I have started reading my copy of Thanks for the Feedback: The Science and Art of Receiving Feedback Well, by Douglas Stone and Sheila Heen. Stone and Heen are two of the authors of Difficult Conversations and both lecture on negotiation at the Harvard Law School. I got my Kindle copy today, and it's a very fine read indeed. You can see more information at
Giving feedback is a source of concern in businesses and other organizations. It is of particular interest, I believe, for pastors and other church leaders. We in the preacher tribe are not generally all that adept at giving helpful feedback. And we are even worse (perhaps I can only speak for myself...) at receiving critical and negative feedback.
Stone and Heen suggest that the real key in this interaction is not the giver of the feedback. Rather they emphasize the role of the receiver. "And we came to see," they write, "how this could transform not just how we handle performance reviews on the job, but how we lead, and behave in our professional lives and in our personal lives" (page 3).

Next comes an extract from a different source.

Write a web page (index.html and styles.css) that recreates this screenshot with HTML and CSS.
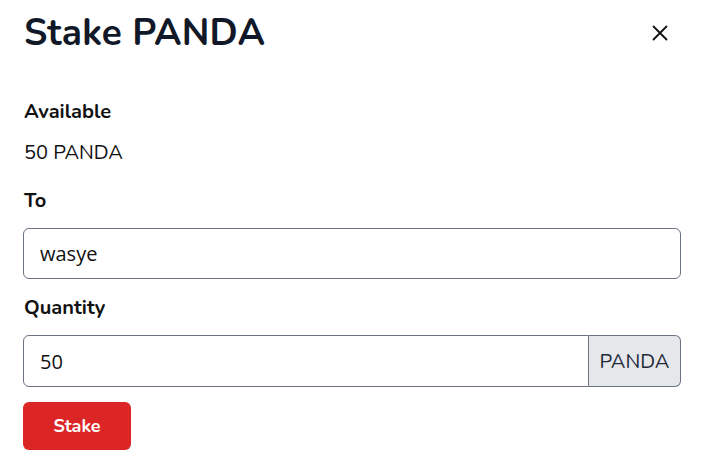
FILE: index.html
```html
<!DOCTYPE html>
<html>
<head>
<meta charset="utf-8">
<link rel="stylesheet" href="styles.css">
</head>
<body>
<div class="modal">
  <div class="header">
    <h1 class="title">Stake PANDA</h1>
    <button class="close" aria-label="Close">
      <svg width="16" height="16" viewBox="0 0 16 16"><path d="M1.5 1.5 L14.5 14.5 M14.5 1.5 L1.5 14.5" stroke="#111" stroke-width="1.8" stroke-linecap="round"/></svg>
    </button>
  </div>
  <div class="field first">
    <div class="label">Available</div>
    <div class="value">50 PANDA</div>
  </div>
  <div class="field">
    <div class="label">To</div>
    <input class="input" type="text" value="wasye">
  </div>
  <div class="field">
    <div class="label">Quantity</div>
    <div class="group">
      <input class="input group-input" type="text" value="50">
      <span class="addon">PANDA</span>
    </div>
  </div>
  <button class="stake">Stake</button>
</div>
</body>
</html>
```
FILE: styles.css
```css
* { box-sizing: border-box; }
body {
  margin: 0;
  background: #fff;
  font-family: "Nunito", "Lato", "Noto Sans", sans-serif;
  color: #111;
}
.modal {
  padding: 8px 23px 24px 23px;
  width: 704px;
}
.header {
  display: flex;
  align-items: center;
  justify-content: space-between;
  height: 50px;
  margin-bottom: 42px;
}
.title {
  margin: 0 0 0 1px;
  font-size: 37px;
  font-weight: 700;
  color: #111827;
  letter-spacing: 0.2px;
}
.close {
  background: none;
  border: 0;
  padding: 0;
  margin-right: 13px;
  width: 16px;
  height: 16px;
  display: flex;
}
.field {
  display: flex;
  flex-direction: column;
  margin-bottom: 17px;
}
.field.first { margin-bottom: 24px; }
.label {
  font-size: 20px;
  font-weight: 700;
  line-height: 24px;
  margin-bottom: 15px;
  padding-left: 1px;
}
.value {
  font-size: 20px;
  line-height: 24px;
  margin-top: 2px;
  padding-left: 1px;
}
.input {
  width: 658px;
  height: 51px;
  border: 1px solid #6b7280;
  border-radius: 6px;
  padding: 0 16px;
  font-family: "Open Sans", "Noto Sans", sans-serif;
  font-size: 20px;
  color: #111;
  outline: none;
}
.group {
  display: flex;
  width: 658px;
  height: 52px;
}
.group-input {
  flex: 1;
  width: auto;
  height: 52px;
  border-radius: 6px 0 0 6px;
  border-right: 1px solid #6b7280;
}
.addon {
  display: flex;
  align-items: center;
  justify-content: center;
  width: 92px;
  background: #e5e7eb;
  border: 1px solid #6b7280;
  border-left-width: 0;
  border-radius: 0 6px 6px 0;
  font-family: "Nunito", "Lato", "Noto Sans", sans-serif;
  font-size: 20px;
  color: #1f2937;
}
.stake {
  margin-top: -2px;
  width: 108px;
  height: 48px;
  background: #dc2626;
  color: #fff;
  border: 0;
  border-radius: 6px;
  font-family: "Nunito", "Lato", "Noto Sans", sans-serif;
  font-size: 18px;
  font-weight: 700;
}
```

Two things strike me early in my reading of the book. The first is what the authors describe as "the tension between learning and being accepted." This grabbed me because one of my strongest strengths is that of "learner." And yet, when it comes to learning about myself, I am less than excited--especially when the feedback describes my shortcomings. Stone and Heen note that such feedback can feel less like a "gift of learning" and far more like a colonoscopy.
I resemble that remark. The good news is that receiving feedback is, at least in part, a set of skills to be learned and practiced. It is also dependent on one's mental and spiritual condition at the feedback moment (and I can do something about that as well!). So, immediately, I am reminding myself today that feedback is first of all information. I like to learn, so I need to reframe as best I can the feedback that I receive from others.
The second thing that caught my attention is the role of leaders in forming a feedback culture in an organization. This is not primarily about learning as a leader to give more effective feedback (although that is a very useful thing to do). Instead, the most powerful way to foster a feedback culture depends on how the leader or leaders receive feedback from others and especially from those with less power in the organization.
"Nothing affects the learning culture of an organization more than the skill with which its executive team receives feedback," write Stone and Heen (page 10). The higher up we get in an organization, the less accurate feedback we get. So this will take work. But the authors note that working to get that feedback "creates a culture of learning, problem solving, and adaptive high performance."
I, for one, desire to pay more attention to how I receive feedback in my ministry. We know that other members will observe and imitate the behavior of the visible public leaders. I can therefore impact the ways in which others accept feedback by how I model that acceptance myself.
Now we come to the hard part. This means that as a leader I need to seek out greater amounts of accurately critical feedback. I need to do that for two reasons. First, I can model helpful responses to such feedback. Second, this is where the real learning and growth are.
If only my feelings didn't get hurt so easily. Know what I mean?